Yes, I have seen the destruction and desolation caused by the volcano but I have also seen vegetation and plant life appear on hills and mountains that lay waste and barren before the eruption.  Coral reefs that had been destroyed by dynamite fishing are beginning to come alive again through the massive fall of volcanic ash on the South China Sea.

When the Spaniards saw the central plain of Zambales in the 16th century they were amazed at two things – absence of people and the richness of the land and the forests.  There had been an eruption of Mount Pinatubo in the 12th century.  Maybe it was then the people living close to the mountain fled.  Over the centuries, life with a greater richness and fertility was restored to a land that seemed to be destined to be forever a desert.

While there is life

Someone asked me once if there was one memory in particular that would always remain from this chapter of my life.  Yes, there is.

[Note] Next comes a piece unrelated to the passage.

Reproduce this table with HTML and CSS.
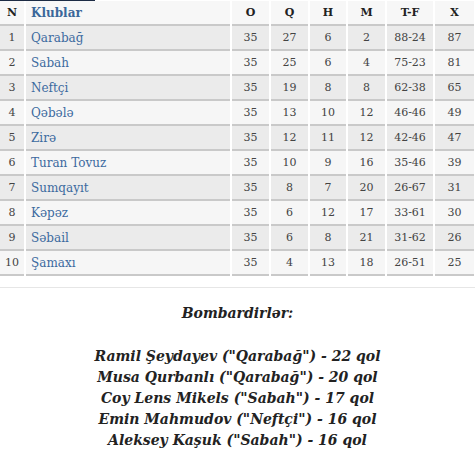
FILE: index.html
```html
<!DOCTYPE html>
<html>
<head>
<meta charset="utf-8">
<link rel="stylesheet" href="styles.css">
</head>
<body>
<div class="topline"></div>
<table class="standings">
  <thead>
    <tr>
      <th class="n">N</th>
      <th class="club">Klublar</th>
      <th class="c-o">O</th>
      <th class="c-q">Q</th>
      <th class="c-h">H</th>
      <th class="c-m">M</th>
      <th class="c-tf">T-F</th>
      <th class="c-x">X</th>
    </tr>
  </thead>
  <tbody>
    <tr class="odd"><td class="n">1</td><td class="club">Qarabağ</td><td>35</td><td>27</td><td>6</td><td>2</td><td>88-24</td><td>87</td></tr>
    <tr class="even"><td class="n">2</td><td class="club">Sabah</td><td>35</td><td>25</td><td>6</td><td>4</td><td>75-23</td><td>81</td></tr>
    <tr class="odd"><td class="n">3</td><td class="club">Neftçi</td><td>35</td><td>19</td><td>8</td><td>8</td><td>62-38</td><td>65</td></tr>
    <tr class="even"><td class="n">4</td><td class="club">Qəbələ</td><td>35</td><td>13</td><td>10</td><td>12</td><td>46-46</td><td>49</td></tr>
    <tr class="odd"><td class="n">5</td><td class="club">Zirə</td><td>35</td><td>12</td><td>11</td><td>12</td><td>42-46</td><td>47</td></tr>
    <tr class="even"><td class="n">6</td><td class="club">Turan Tovuz</td><td>35</td><td>10</td><td>9</td><td>16</td><td>35-46</td><td>39</td></tr>
    <tr class="odd"><td class="n">7</td><td class="club">Sumqayıt</td><td>35</td><td>8</td><td>7</td><td>20</td><td>26-67</td><td>31</td></tr>
    <tr class="even"><td class="n">8</td><td class="club">Kəpəz</td><td>35</td><td>6</td><td>12</td><td>17</td><td>33-61</td><td>30</td></tr>
    <tr class="odd"><td class="n">9</td><td class="club">Səbail</td><td>35</td><td>6</td><td>8</td><td>21</td><td>31-62</td><td>26</td></tr>
    <tr class="even"><td class="n">10</td><td class="club">Şamaxı</td><td>35</td><td>4</td><td>13</td><td>18</td><td>26-51</td><td>25</td></tr>
  </tbody>
</table>
<div class="divider"></div>
<div class="scorers">
  <p class="title">Bombardirlər:</p>
  <p class="list">Ramil Şeydayev ("Qarabağ") - 22 qol<br>Musa Qurbanlı ("Qarabağ") - 20 qol<br>Coy Lens Mikels ("Sabah") - 17 qol<br>Emin Mahmudov ("Neftçi") - 16 qol<br>Aleksey Kaşuk ("Sabah") - 16 qol</p>
</div>
</body>
</html>
```
FILE: styles.css
```css
html, body {
  margin: 0;
  padding: 0;
  background: #ffffff;
}
body {
  font-family: "DejaVu Serif", serif;
  width: 475px;
}
.topline {
  width: 95px;
  height: 1px;
  background: #1c2b44;
}
.standings {
  width: 477px;
  margin-left: -2px;
  border-collapse: separate;
  border-spacing: 2px 0;
  table-layout: fixed;
}
.standings th, .standings td {
  height: 23px;
  padding: 0;
  border-bottom: 2px solid #c9c9c9;
  text-align: center;
  font-size: 11px;
  color: #444;
  white-space: nowrap;
}
.standings th {
  background: #f7f7f7;
  font-weight: bold;
  color: #222;
  height: 23px;
  font-size: 11px;
}
.standings th.club {
  color: #3a679a;
  font-size: 12px;
  text-align: left;
  padding-left: 5px;
}
.standings td.club {
  text-align: left;
  padding-left: 5px;
  color: #3c6a9f;
  font-size: 12px;
}
.standings .n { width: 24px; }
.standings .club { width: 199px; }
.standings .c-o { width: 37px; }
.standings .c-q { width: 37px; }
.standings .c-h { width: 36px; }
.standings .c-m { width: 37px; }
.standings .c-tf { width: 46px; }
.standings .c-x { width: 39px; }
.standings tr.odd td { background: #ebebeb; }
.standings tr.even td { background: #f6f6f6; }
.divider {
  margin-top: 11px;
  height: 1px;
  background: #e6e6e6;
}
.scorers {
  text-align: center;
  font-weight: bold;
  font-style: italic;
  color: #222;
}
.scorers .title {
  margin: 16px 0 0;
  font-size: 14px;
  line-height: 19px;
}
.scorers .list {
  margin: 23px 0 0;
  font-size: 14px;
  line-height: 21px;
}
```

A few weeks after the eruption I went to one of the villages close to Mount Pinatubo.  The land had been devastated, the rice fields and fruit trees destroyed.  Many of their houses and the church were flattened.  It was near annual fiesta time.  “Will we have our fiesta Mass this year?”  I asked, looking around at the desolation.  “Oh! Yes, Father, we want to offer a Mass of thanksgiving.”  I thought of the suffering, the demolished homes and fruit trees and said, “Why do you wish to offer a Mass of thanksgiving?”  “Ah!  Father,” they replied, “we are alive.”